Optimize feed texture (pelleting)

The first consideration is to make a good quality pellet, then worry about pellet size, noted Dr Leeson. He also added he was “a big fan of sunflower meal – it’s great for pellet quality.”

When given a choice in particle sizes, birds invariably show a preference for the largest particles. This situation becomes obvious when ‘fines’ accumulate in the feeder pans over time. As shown below, as pellet size increases, so does the bird’s need to consume fewer pellets. As a result, they need to spend less time at the feeder. Naturally, this idealised pellet size must be balanced against the willingness of mill managers to accommodate the necessary changes in pellet die size. Matching pellet size to bird age becomes critical as stocking density increases.

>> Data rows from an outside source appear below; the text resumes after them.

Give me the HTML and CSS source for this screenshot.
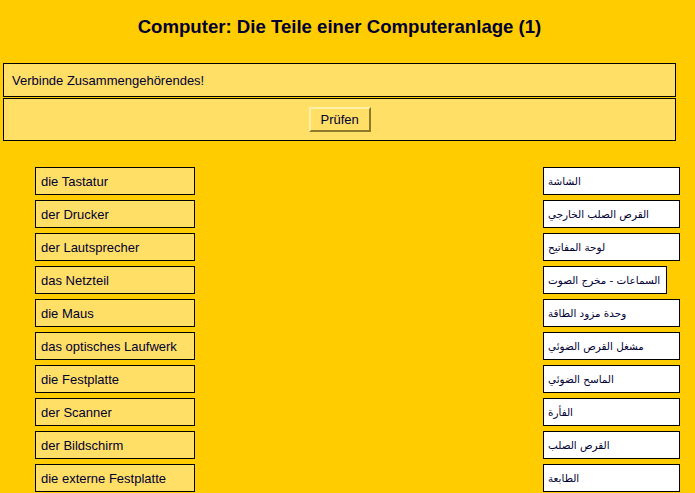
FILE: index.html
```html
<!DOCTYPE html>
<html lang="de">
<head>
<meta charset="utf-8">
<title>Computer: Die Teile einer Computeranlage (1)</title>
<link rel="stylesheet" href="styles.css">
</head>
<body>
<div class="page">
<h2 class="title">Computer: Die Teile einer Computeranlage (1)</h2>
<div class="panel instr">Verbinde Zusammengehörendes!</div>
<div class="panel actions"><button class="check" type="button">Prüfen</button></div>
<div class="match">
  <div class="col left">
    <div class="item">die Tastatur</div>
    <div class="item">der Drucker</div>
    <div class="item">der Lautsprecher</div>
    <div class="item">das Netzteil</div>
    <div class="item">die Maus</div>
    <div class="item">das optisches Laufwerk</div>
    <div class="item">die Festplatte</div>
    <div class="item">der Scanner</div>
    <div class="item">der Bildschirm</div>
    <div class="item">die externe Festplatte</div>
  </div>
  <div class="col right">
    <div class="card">الشاشة</div>
    <div class="card">القرص الصلب الخارجي</div>
    <div class="card">لوحة المفاتيح</div>
    <div class="card card-narrow">السماعات - مخرج الصوت</div>
    <div class="card">وحدة مزود الطاقة</div>
    <div class="card">مشغل القرص الضوئي</div>
    <div class="card">الماسح الضوئي</div>
    <div class="card">الفأرة</div>
    <div class="card">القرص الصلب</div>
    <div class="card">الطابعة</div>
  </div>
</div>
</div>
</body>
</html>
```
FILE: styles.css
```css
html, body {
  margin: 0;
  padding: 0;
}
body {
  background: #ffcc00;
  color: #000033;
  font-family: "Liberation Sans", Arial, "DejaVu Sans", sans-serif;
  font-size: 13px;
  height: 493px;
  overflow: hidden;
}
.page {
  width: 679px;
}
.title {
  margin: 16px 0 0 0;
  font-size: 18.6px;
  font-weight: bold;
  text-align: center;
  line-height: 21px;
  color: #000033;
}
.panel {
  margin-left: 3px;
  width: 671px;
  border: 1px solid #000;
  background: #ffdf66;
}
.instr {
  margin-top: 26px;
  height: 32px;
  padding: 0 8px;
  width: 655px;
  display: flex;
  align-items: center;
}
.actions {
  margin-top: 1px;
  height: 41px;
  display: flex;
  justify-content: center;
  align-items: flex-start;
}
.check {
  margin-top: 8px;
  font-family: "Liberation Sans", Arial, sans-serif;
  font-size: 13px;
  color: #000033;
  background: #ffdf66;
  border: 2px solid;
  border-color: #fff0a8 #8c7a2c #8c7a2c #fff0a8;
  padding: 3px 10px;
  line-height: 15px;
  height: 25px;
  width: 62px;
  cursor: pointer;
}
.match {
  margin-top: 26px;
  display: flex;
  justify-content: space-between;
  padding: 0 0 0 35px;
  width: 645px;
}
.col {
  display: flex;
  flex-direction: column;
  gap: 5px;
}
.right {
  align-items: flex-start;
}
.item {
  box-sizing: border-box;
  width: 160px;
  height: 28px;
  border: 1px solid #000;
  background: #ffdf66;
  padding: 0 5px;
  display: flex;
  align-items: center;
  white-space: nowrap;
}
.card {
  box-sizing: border-box;
  width: 137px;
  height: 28px;
  border: 1px solid #000;
  background: #fff;
  padding: 0 4px;
  display: flex;
  align-items: center;
  white-space: nowrap;
  font-family: "DejaVu Sans", sans-serif;
  font-size: 10.4px;
}
.card-narrow {
  width: 124px;
}
```
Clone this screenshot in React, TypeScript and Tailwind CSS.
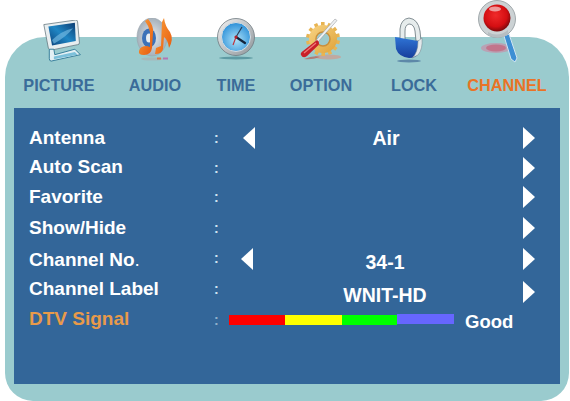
const font = { fontFamily: '"Liberation Sans", Arial, sans-serif' };

function IconPicture() {
  return (
    <svg width="44" height="42" viewBox="0 0 44 46" className="ml-[8px]">
      <defs>
        <linearGradient id="scr" x1="0" y1="1" x2="1" y2="0">
          <stop offset="0" stopColor="#0b3f78" />
          <stop offset="0.5" stopColor="#1f86c4" />
          <stop offset="1" stopColor="#0c3b70" />
        </linearGradient>
      </defs>
      <path d="M1 5 L36 0 Q38 0 38 2 L40 25 Q40 27 38 27 L9 33 Q7 33 6 31 Z" fill="#e8eef0" stroke="#5c6f78" strokeWidth="0.8" />
      <path d="M6 7 L35 3 L36 23 L10 28 Z" fill="url(#scr)" />
      <path d="M10 22 Q20 12 33 9 Q26 18 12 26 Z" fill="#6fb7df" opacity="0.7" />
      <path d="M7 32 L12 32 L13 38 L35 32 L41 38 L9 45 Q7 45 7 42 Z" fill="#e4f0f4" stroke="#2d7896" strokeWidth="1" />
      <path d="M12 40 L35 35 L38 38 L12 43 Z" fill="#7cc0da" />
    </svg>
  );
}

function IconAudio() {
  return (
    <svg width="38" height="44" viewBox="0 0 38 44">
      <defs>
        <radialGradient id="cd" cx="0.5" cy="0.5" r="0.6">
          <stop offset="0" stopColor="#e6eaef" />
          <stop offset="1" stopColor="#98a5b0" />
        </radialGradient>
        <linearGradient id="note" x1="0" y1="0" x2="1" y2="1">
          <stop offset="0" stopColor="#f9a03c" />
          <stop offset="1" stopColor="#e8590c" />
        </linearGradient>
      </defs>
      <ellipse cx="16" cy="19" rx="15" ry="19" fill="url(#cd)" stroke="#9aa5ad" strokeWidth="0.6" />
      <ellipse cx="13" cy="20" rx="7" ry="9.5" fill="#3c72b8" />
      <ellipse cx="13" cy="20" rx="3" ry="4.5" fill="#e8eef2" />
      <path d="M9 3 L12 1 Q18 8 17 15 L16 30 Q15 37 8 37 Q2 37 3 33 Q4 28 11 28 L14 29 L14 14 Q13 8 9 3 Z" fill="url(#note)" />
      <path d="M28 0 Q29 8 34 14 Q38 21 33 30 Q32 22 28 19 L27 31 Q26 36 19 36 L20 30 L25 28 L26 4 Z" fill="url(#note)" />
      <ellipse cx="16" cy="41" rx="11" ry="1.6" fill="#a6b9bb" />
      <rect x="21" y="39.5" width="4" height="2" fill="#d67a4a" />
      <rect x="27" y="39.5" width="5" height="2" fill="#b277b3" />
    </svg>
  );
}

function IconTime() {
  return (
    <svg width="40" height="42" viewBox="0 0 40 42">
      <defs>
        <radialGradient id="face" cx="0.5" cy="0.6" r="0.6">
          <stop offset="0" stopColor="#aee2f8" />
          <stop offset="1" stopColor="#2a8fd8" />
        </radialGradient>
        <linearGradient id="rim" x1="0" y1="0" x2="1" y2="1">
          <stop offset="0" stopColor="#f2f2f2" />
          <stop offset="1" stopColor="#8d9499" />
        </linearGradient>
      </defs>
      <circle cx="20" cy="19" r="18.5" fill="url(#rim)" stroke="#6f7a80" strokeWidth="0.8" />
      <circle cx="20" cy="19" r="14.5" fill="url(#face)" stroke="#d8dde0" strokeWidth="1" />
      <path d="M20 19 L29 25" stroke="#13233a" strokeWidth="2.2" strokeLinecap="round" />
      <path d="M20 19 L26 9" stroke="#2c3d55" strokeWidth="1.2" />
      <path d="M20 19 L17 27" stroke="#c0303a" strokeWidth="1.2" />
      <circle cx="20" cy="19" r="1.6" fill="#b3202a" />
      <ellipse cx="20" cy="40" rx="17" ry="1.5" fill="#5e9aa3" />
    </svg>
  );
}

function IconOption() {
  const teeth = Array.from({ length: 14 }, (_, i) => i * (360 / 14));
  return (
    <svg width="42" height="44" viewBox="0 0 42 44">
      <defs>
        <linearGradient id="gear" x1="0" y1="0" x2="1" y2="1">
          <stop offset="0" stopColor="#f8d484" />
          <stop offset="1" stopColor="#dfa238" />
        </linearGradient>
      </defs>
      <ellipse cx="28" cy="39" rx="13" ry="2.4" fill="#c0a9a0" />
      {teeth.map((a) => (
        <rect key={a} x="21" y="4" width="3.6" height="5" fill="#e8b452" transform={`rotate(${a} 23 21)`} />
      ))}
      <circle cx="23" cy="21" r="14" fill="url(#gear)" />
      <circle cx="23" cy="21" r="7" fill="#9dcacc" stroke="#c98f3c" strokeWidth="1.5" />
      <path d="M35 1 L37 2.5 L17 25 L15 23.5 Z" fill="#eef0f2" stroke="#8a8f94" strokeWidth="0.5" />
      <path d="M17 22 Q20 24 18.5 27 L7 38 Q3 41 1 37 Q0 35 3 33 Z" fill="#c8202a" />
      <path d="M4 35 L16 25" stroke="#f07a78" strokeWidth="1.2" />
      <path d="M4 41 Q14 37 20 39 Q12 42 4 41 Z" fill="#b55d55" opacity="0.7" />
    </svg>
  );
}

function IconLock() {
  return (
    <svg width="30" height="46" viewBox="0 0 30 46" className="-ml-[10px]">
      <defs>
        <linearGradient id="lockb" x1="0" y1="0" x2="0" y2="1">
          <stop offset="0" stopColor="#2f74d6" />
          <stop offset="1" stopColor="#173f9c" />
        </linearGradient>
      </defs>
      <path d="M6 24 L6 12 Q7 2 15 1 Q24 2 26 14 L27 24 L22 24 L21 14 Q20 7 15 7 Q11 8 11 14 L11 24 Z" fill="#e6ecec" stroke="#66747a" strokeWidth="0.8" />
      <path d="M1 20 L24 24 L24 37 Q22 41 15 41 Q5 40 2 32 Z" fill="url(#lockb)" />
      <path d="M24 24 L28 21 Q29 32 24 38 L18 41 Q24 36 24 24 Z" fill="#e2e8ea" stroke="#70808a" strokeWidth="0.5" />
      <ellipse cx="15" cy="44" rx="12" ry="1.4" fill="#5d88a8" />
    </svg>
  );
}

function IconChannel() {
  return (
    <svg width="42" height="64" viewBox="0 0 42 64" className="-ml-[16px]">
      <defs>
        <radialGradient id="ball" cx="0.45" cy="0.4" r="0.6">
          <stop offset="0" stopColor="#f02a2a" />
          <stop offset="0.7" stopColor="#d40e12" />
          <stop offset="1" stopColor="#7c0a0c" />
        </radialGradient>
      </defs>
      <ellipse cx="18" cy="48" rx="15" ry="5" fill="#b9a2b4" />
      <ellipse cx="18" cy="48" rx="10" ry="3.4" fill="#c46a82" opacity="0.8" />
      <path d="M26 36 L31 34 L39 58 L37 62 L33 59 Z" fill="#3d8fd4" stroke="#cfe4f2" strokeWidth="1" />
      <circle cx="19" cy="19" r="18.5" fill="#ccd2d4" stroke="#8f989c" strokeWidth="0.8" />
      <circle cx="19" cy="18" r="13.5" fill="url(#ball)" />
      <ellipse cx="17" cy="9" rx="6" ry="2.5" fill="#f4c4c4" opacity="0.75" />
      <path d="M10 32 Q20 38 30 30 L30 34 Q20 41 10 35 Z" fill="#b6bec2" />
    </svg>
  );
}

const tabs = [
  { label: 'PICTURE', icon: <IconPicture />, w: 'w-[102px]', pt: 'pt-[20px]' },
  { label: 'AUDIO', icon: <IconAudio />, w: 'w-[90px]', pt: 'pt-[18px]' },
  { label: 'TIME', icon: <IconTime />, w: 'w-[72px]', pt: 'pt-[18px]' },
  { label: 'OPTION', icon: <IconOption />, w: 'w-[98px]', pt: 'pt-[18px]' },
  { label: 'LOCK', icon: <IconLock />, w: 'w-[88px]', pt: 'pt-[17px]' },
  { label: 'CHANNEL', icon: <IconChannel />, w: 'w-[98px]', pt: 'pt-0' },
];

function ArrowL() {
  return <div className="w-0 h-0 border-y-[11px] border-y-transparent border-r-[12px] border-r-white" />;
}
function ArrowR() {
  return <div className="w-0 h-0 border-y-[11px] border-y-transparent border-l-[12px] border-l-white" />;
}

const rows = [
  { label: 'Antenna', dot: '', h: 'h-[30px]', left: true, value: 'Air', lm: '', vm: 'mt-[2px]', am: 'ml-[2px]', rm: '', cm: '' },
  { label: 'Auto Scan', dot: '', h: 'h-[29px]', lm: '', vm: '', am: '', rm: '', cm: '' },
  { label: 'Favorite', dot: '', h: 'h-[30px]', lm: 'mt-[1px]', vm: '', am: '', rm: '', cm: '' },
  { label: 'Show/Hide', dot: '', h: 'h-[31px]', lm: 'mt-[1px]', vm: '', am: '', rm: '', cm: '' },
  { label: 'Channel No', dot: '.', h: 'h-[32px]', left: true, value: '34-1', lm: 'mt-[3px]', vm: 'mt-[7px]', am: '', rm: '', cm: '-mt-[3px]' },
  { label: 'Channel Label', dot: '', h: 'h-[28px]', value: 'WNIT-HD', lm: '', vm: 'mt-[13px]', am: '', rm: 'mt-[5px]', cm: '' },
];

function Colon({ dim, cm }: { dim?: boolean; cm?: string }) {
  return <span className={`w-[28px] pl-[1px] text-[14px] font-bold leading-none ${cm ?? ''} ${dim ? 'text-[#8fb0cc]' : 'text-[#cfe3f2]'}`}>:</span>;
}

export default function App() {
  return (
    <div className="w-[570px] h-[401px] bg-white overflow-hidden pt-[37px] pl-[5px]" style={font}>
      <div className="w-[564px] h-[364px] flex flex-col bg-[#9acbce] rounded-t-[40px] rounded-b-[28px]">
        <div className="flex -mt-[37px] pl-[3px] h-[71px] items-start">
          {tabs.map((t) => (
            <div key={t.label} className={`${t.w} h-full flex flex-col items-center ${t.pt}`}>
              {t.icon}
            </div>
          ))}
        </div>
        <div className="flex pl-[3px] h-[37px] pt-[4px] items-start">
          {tabs.map((t) => (
            <div
              key={t.label}
              className={`${t.w} text-center text-[16.3px] leading-[20px] font-bold ${t.label === 'CHANNEL' ? 'text-[#ea7326]' : 'text-[#3a6c99]'}`}
            >
              {t.label}
            </div>
          ))}
        </div>
        <div className="ml-[9px] w-[546px] h-[276px] bg-[#336699] pt-[15px] pl-[15px] pr-[25px]">
          {rows.map((r) => (
            <div key={r.label} className={`flex items-center ${r.h} text-white font-bold text-[19px]`}>
              <span className={`w-[184px] ${r.lm}`}>
                {r.label}
                <span className="font-normal">{r.dot}</span>
              </span>
              <Colon cm={r.cm} />
              <span className={`w-[22px] ${r.am}`}>{r.left && <ArrowL />}</span>
              <span className={`flex-1 text-center pr-[16px] text-[19.5px] ${r.vm}`}>{r.value}</span>
              <span className={r.rm}>
                <ArrowR />
              </span>
            </div>
          ))}
          <div className="flex items-center h-[36px] font-bold text-[19px]">
            <span className="w-[184px] -mt-[4px] text-[#e89a4a]">DTV Signal</span>
            <Colon dim cm="-mt-[3px]" />
            <div className="flex -ml-[12px] -mt-[3px] items-start">
              <div className="w-[56px] h-[10px] mt-[1px] bg-[#ff0000]" />
              <div className="w-[57px] h-[10px] mt-[1px] bg-[#ffff00]" />
              <div className="w-[55px] h-[10px] mt-[1px] bg-[#00ff00]" />
              <div className="w-[57px] h-[10px] bg-[#6666ff]" />
            </div>
            <span className="ml-[11px] mt-[2px] text-white text-[18.5px]">Good</span>
          </div>
        </div>
      </div>
    </div>
  );
}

Impact of pellet size on pellet number consumed by a 30-day-old broiler

Pellet size (diameter) 4 mm length 6 mm length
3 mm 580 390
4 mm 330 220
5 mm 210 140

In the end, cost mitigation should not require complex mathematics. Nutritionists should be able to play with several types of improvements without affecting health and performance.

 

***

EW Nutrition’s Poultry Academy took place in Jakarta and Manila in early September 2023. Dr. Steve Leeson, an expert in Poultry Nutrition & Production with nearly 50 years’ experience in the industry, was the distinguished keynote speaker.

Dr. Leeson had his Ph.D. in Poultry Nutrition in 1974 from the University of Nottingham. Over a span of 38 years, he was a Professor in the Department of Animal &Poultry Science at the University of Guelph, Canada. Since 2014, he has been Professor Emeritus at the same University. As an eminent author, he has more than 400 papers in refereed journals and 6 books on various aspects of Poultry Nutrition & Management. He also won the American Feed Manufacturer’s Association Nutrition Research Award (1981), the Canadian Society of Animal Science Fellowship Award (2001), and Novus Lifetime Achievement Award in Poultry Nutrition (2011).